A final drizzle of 24-year-aged magic from Bona Furtuna (@bonafurtuna). This isn't just toast. It's texture. It's contrast. It's balance.
Would you serve this before dinner… or call it dinner and pour a glass of wine?
Yield: 2 servings | Active Time: 15 minutes | Total Time: 20 minutes
Prep List
- Toast Assembly
- Dried black figs x ¼ cup (~10-12), halved
- Goat cheese x ¼ cup
- Toast x 2 slices
- Olive oil x as needed
- Parsley x 1 tbsp, finely chopped
- Candied walnuts x ¼ cup, roughly chopped
- Bona Furtuna Aged Balsamic x 3 tbsp
- Bona Furtuna 12 Year Aged Balsamic x for drizzling
- Bona Furtuna 24 Year Aged Balsamic x to finish
Recipe
- Simmer the Figs
- Add dried figs and 3 tablespoon Bona Furtuna Aged Balsamic to a small saucepan.
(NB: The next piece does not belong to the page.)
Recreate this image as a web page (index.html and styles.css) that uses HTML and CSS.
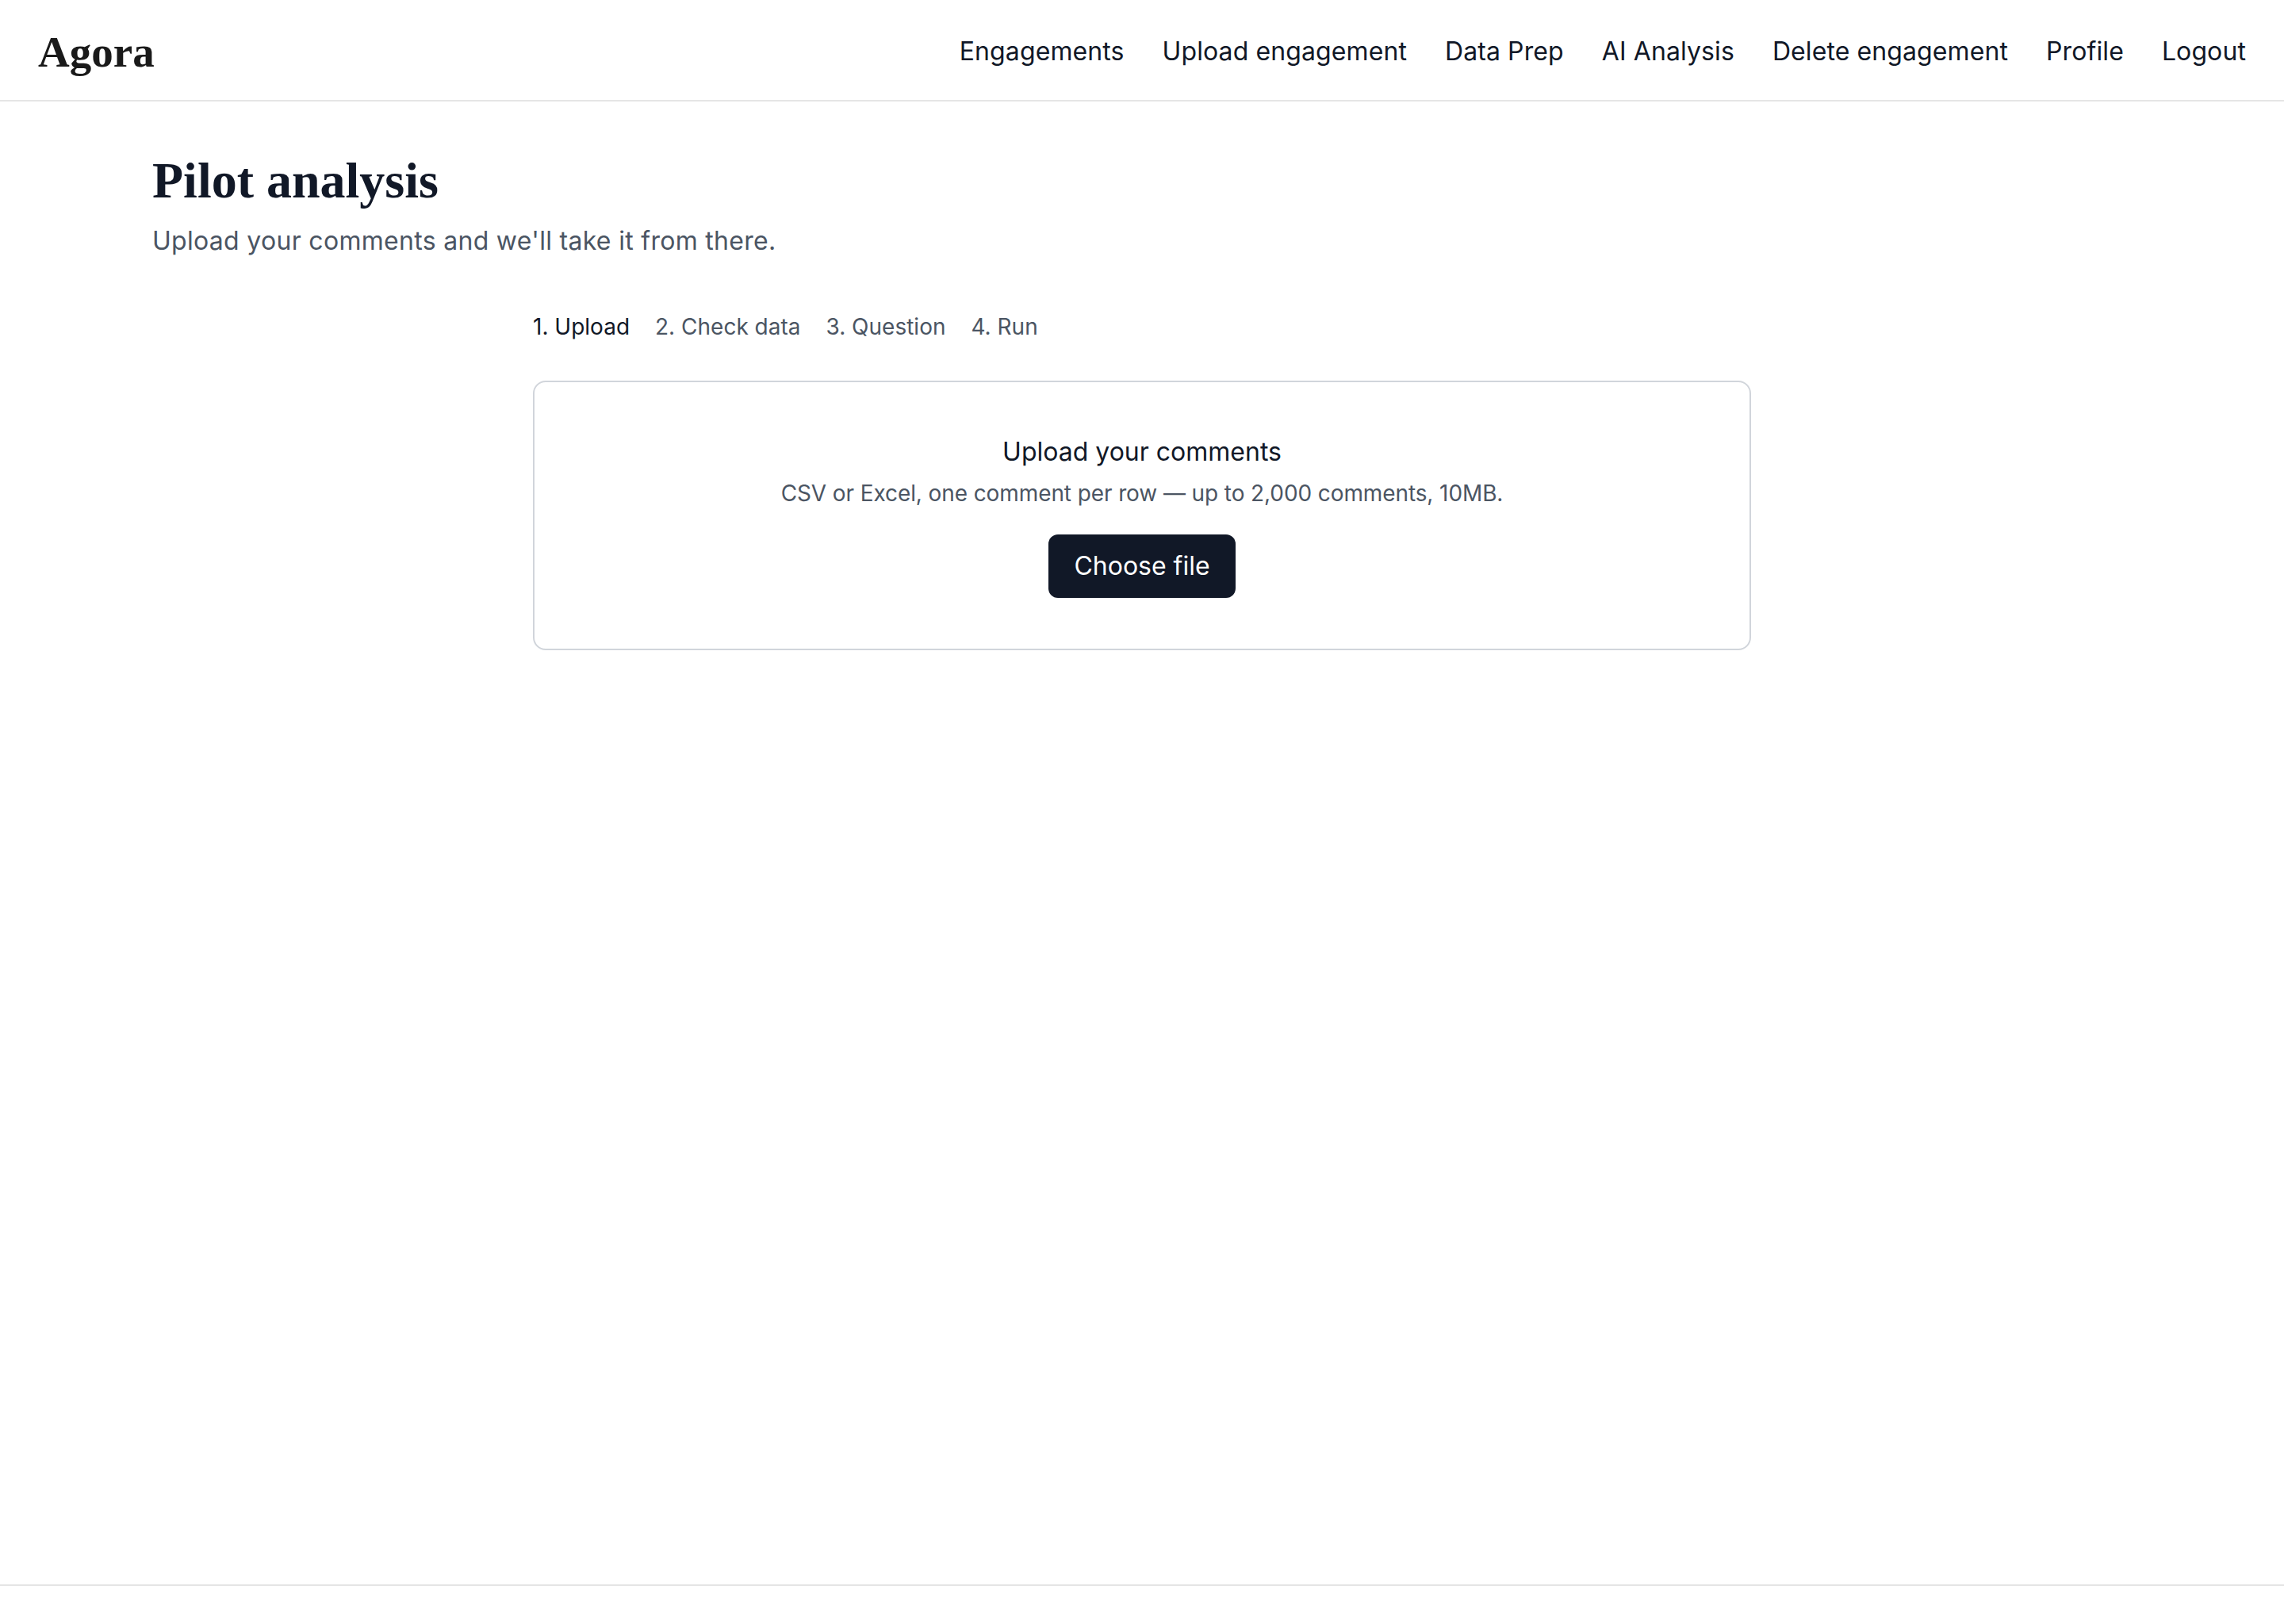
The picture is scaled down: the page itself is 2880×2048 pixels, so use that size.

- Simmer over medium-low heat until the balsamic is absorbed and figs are plump. Set aside.
- Toast the Bread
- Preheat oven or toaster to 400°F.
- Drizzle olive oil over both sides of the bread.
- Toast until golden and crisp.
- Assemble the Toast
- Drizzle Bona Furtuna 12 Year Aged Balsamic generously over the toasted bread.
- Spread goat cheese evenly on each slice.
- Top with the balsamic-soaked figs.
- Finish and Serve
- Garnish with chopped candied walnuts and finely chopped parsley.
- Finish with a final drizzle of Bona Furtuna 24 Year Aged Balsamic. Serve immediately.
Notes
Great as a starter, snack, or with a glass of chilled Lambrusco.
Swap candied walnuts for Marcona almonds or pistachios for a twist.
For extra depth, warm the goat cheese slightly before spreading.